Repeat the lines below exactly as they appear, but leave out the images.

++++ Stored data

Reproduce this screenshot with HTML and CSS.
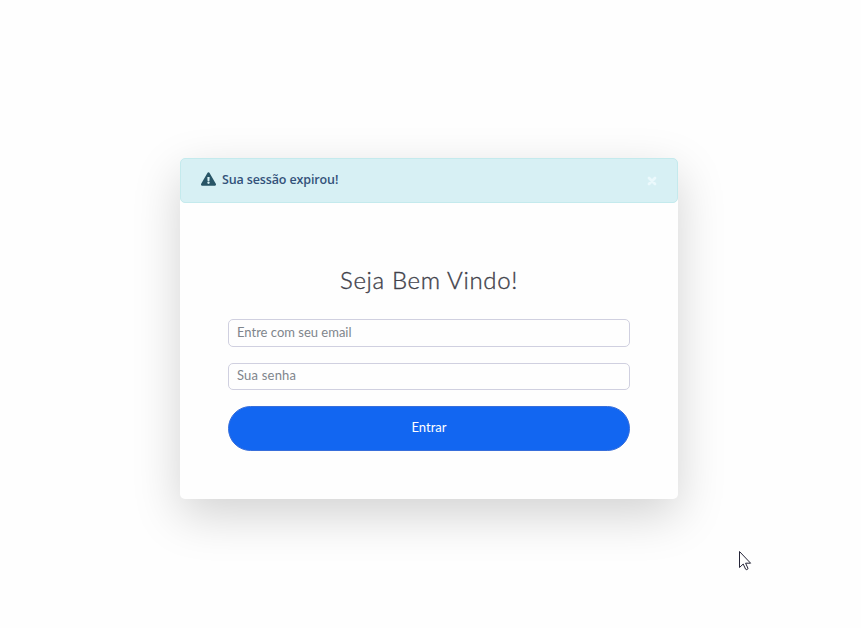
FILE: index.html
```html
<!DOCTYPE html>
<html lang="pt-BR">
<head>
<meta charset="utf-8">
<title>Entrar</title>
<link rel="stylesheet" href="styles.css">
</head>
<body>
<main class="card">
  <div class="alert" role="alert">
    <svg class="alert-icon" viewBox="0 0 576 512"><path fill="currentColor" d="M569.5 440C588 472 564.800 512 527.900 512H48.100c-36.900 0-60-40.100-41.600-72L246.400 24c18.500-32 64.700-32 83.200 0l239.900 416zM288 354c-25.400 0-46 20.600-46 46s20.600 46 46 46 46-20.600 46-46-20.600-46-46-46zm-43.700-165.300l7.400 136c.3 6.400 5.600 11.300 12 11.300h48.500c6.400 0 11.600-5 12-11.300l7.400-136c.4-6.900-5.100-12.700-12-12.700h-63.400c-6.900 0-12.300 5.800-11.900 12.700z"/></svg>
    <strong class="alert-text"><span>Sua sessão expirou!</span></strong>
    <button class="close" type="button" aria-label="Fechar"><svg viewBox="0 0 10 10"><path d="M2 2l6 6M8 2L2 8"/></svg></button>
  </div>
  <form class="form">
    <h1 class="title"><span>Seja Bem Vindo!</span></h1>
    <input class="field email" type="text" placeholder="Entre com seu email">
    <input class="field password" type="password" placeholder="Sua senha">
    <button class="submit" type="button">Entrar</button>
  </form>
</main>
<svg class="pointer" viewBox="0 0 13 21"><path d="M.5 1.500v16l3.700-3.500 2.400 5.200c.5 1 2.800.2 2.300-1l-2.300-5h5z"/></svg>
</body>
</html>
```
FILE: styles.css
```css
* { box-sizing: border-box; }
body {
  margin: 0;
  height: 628px;
  padding-top: 158px;
  overflow: hidden;
  background: #fefefe;
  font-family: Lato, "Noto Sans", sans-serif;
  font-size: 13px;
}
.card {
  width: 498px;
  height: 341px;
  margin-left: 180px;
  border-radius: 5px;
  background: #fefefe;
  box-shadow: 0 16px 48px rgba(0, 0, 0, .175);
}
.alert {
  display: flex;
  align-items: center;
  height: 45px;
  padding: 0 20px;
  border: 1px solid #c4eaed;
  border-radius: 5px;
  background: #d7f0f4;
}
.alert-icon { width: 15px; height: 14px; margin-top: -3px; color: #285566; }
.alert-text {
  flex: 1;
  margin: -2px 0 0 6px;
  color: #33527a;
  font-family: "Open Sans", "Noto Sans", sans-serif;
  font-size: 12.500px;
  font-weight: 600;
  letter-spacing: -.13px;
}
.close { display: flex; width: 10px; height: 10px; padding: 0; border: 0; background: none; }
.close svg { width: 10px; height: 10px; fill: none; stroke: #ebf9fc; stroke-width: 2.700; stroke-linecap: round; }
.form { display: flex; flex-direction: column; padding: 61px 48px 0; }
.title {
  height: 32px;
  margin: 0 0 23px;
  color: #41414a;
  font-size: 24px;
  font-weight: 300;
  line-height: 32px;
  letter-spacing: .65px;
  text-align: center;
  -webkit-text-stroke: .35px #41414a;
}
.field {
  width: 402px;
  height: 28px;
  margin: 0 0 16px;
  padding: 0 8px 2px;
  border: 1px solid #d0d0e0;
  border-radius: 5px;
  outline: none;
  background: #fefefe;
  font: 13px Lato, "Noto Sans", sans-serif;
}
.field::placeholder { color: #7e858c; opacity: 1; }
.password { height: 27px; padding-bottom: 3px; letter-spacing: .2px; }
.submit {
  height: 45px;
  padding: 0 0 4px;
  border: 1px solid #376edb;
  border-radius: 23px;
  background: #1266f1;
  color: #fff;
  font: 13px Lato, "Noto Sans", sans-serif;
}
.pointer {
  position: absolute;
  left: 739px;
  top: 550px;
  width: 13px;
  height: 21px;
  fill: #fefefe;
  stroke: #252538;
  stroke-width: 1;
}
```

++++++++

#### [Solution for this task]
Reproduce this screenshot with HTML and CSS.
FILE: index.html
```html
<!DOCTYPE html>
<html lang="pt-BR">
<head>
<meta charset="utf-8">
<title>Entrar</title>
<link rel="stylesheet" href="styles.css">
</head>
<body>
<main class="card">
  <div class="alert" role="alert">
    <svg class="alert-icon" viewBox="0 0 576 512"><path fill="currentColor" d="M569.5 440C588 472 564.800 512 527.900 512H48.100c-36.900 0-60-40.100-41.600-72L246.400 24c18.500-32 64.700-32 83.200 0l239.900 416zM288 354c-25.400 0-46 20.600-46 46s20.600 46 46 46 46-20.600 46-46-20.600-46-46-46zm-43.700-165.300l7.400 136c.3 6.400 5.600 11.300 12 11.300h48.500c6.400 0 11.600-5 12-11.300l7.400-136c.4-6.900-5.100-12.700-12-12.700h-63.400c-6.900 0-12.300 5.800-11.900 12.700z"/></svg>
    <strong class="alert-text"><span>Sua sessão expirou!</span></strong>
    <button class="close" type="button" aria-label="Fechar"><svg viewBox="0 0 10 10"><path d="M2 2l6 6M8 2L2 8"/></svg></button>
  </div>
  <form class="form">
    <h1 class="title"><span>Seja Bem Vindo!</span></h1>
    <input class="field email" type="text" placeholder="Entre com seu email">
    <input class="field password" type="password" placeholder="Sua senha">
    <button class="submit" type="button">Entrar</button>
  </form>
</main>
<svg class="pointer" viewBox="0 0 13 21"><path d="M.5 1.500v16l3.700-3.500 2.400 5.200c.5 1 2.800.2 2.300-1l-2.300-5h5z"/></svg>
</body>
</html>
```
FILE: styles.css
```css
* { box-sizing: border-box; }
body {
  margin: 0;
  height: 628px;
  padding-top: 158px;
  overflow: hidden;
  background: #fefefe;
  font-family: Lato, "Noto Sans", sans-serif;
  font-size: 13px;
}
.card {
  width: 498px;
  height: 341px;
  margin-left: 180px;
  border-radius: 5px;
  background: #fefefe;
  box-shadow: 0 16px 48px rgba(0, 0, 0, .175);
}
.alert {
  display: flex;
  align-items: center;
  height: 45px;
  padding: 0 20px;
  border: 1px solid #c4eaed;
  border-radius: 5px;
  background: #d7f0f4;
}
.alert-icon { width: 15px; height: 14px; margin-top: -3px; color: #285566; }
.alert-text {
  flex: 1;
  margin: -2px 0 0 6px;
  color: #33527a;
  font-family: "Open Sans", "Noto Sans", sans-serif;
  font-size: 12.500px;
  font-weight: 600;
  letter-spacing: -.13px;
}
.close { display: flex; width: 10px; height: 10px; padding: 0; border: 0; background: none; }
.close svg { width: 10px; height: 10px; fill: none; stroke: #ebf9fc; stroke-width: 2.700; stroke-linecap: round; }
.form { display: flex; flex-direction: column; padding: 61px 48px 0; }
.title {
  height: 32px;
  margin: 0 0 23px;
  color: #41414a;
  font-size: 24px;
  font-weight: 300;
  line-height: 32px;
  letter-spacing: .65px;
  text-align: center;
  -webkit-text-stroke: .35px #41414a;
}
.field {
  width: 402px;
  height: 28px;
  margin: 0 0 16px;
  padding: 0 8px 2px;
  border: 1px solid #d0d0e0;
  border-radius: 5px;
  outline: none;
  background: #fefefe;
  font: 13px Lato, "Noto Sans", sans-serif;
}
.field::placeholder { color: #7e858c; opacity: 1; }
.password { height: 27px; padding-bottom: 3px; letter-spacing: .2px; }
.submit {
  height: 45px;
  padding: 0 0 4px;
  border: 1px solid #376edb;
  border-radius: 23px;
  background: #1266f1;
  color: #fff;
  font: 13px Lato, "Noto Sans", sans-serif;
}
.pointer {
  position: absolute;
  left: 739px;
  top: 550px;
  width: 13px;
  height: 21px;
  fill: #fefefe;
  stroke: #252538;
  stroke-width: 1;
}
```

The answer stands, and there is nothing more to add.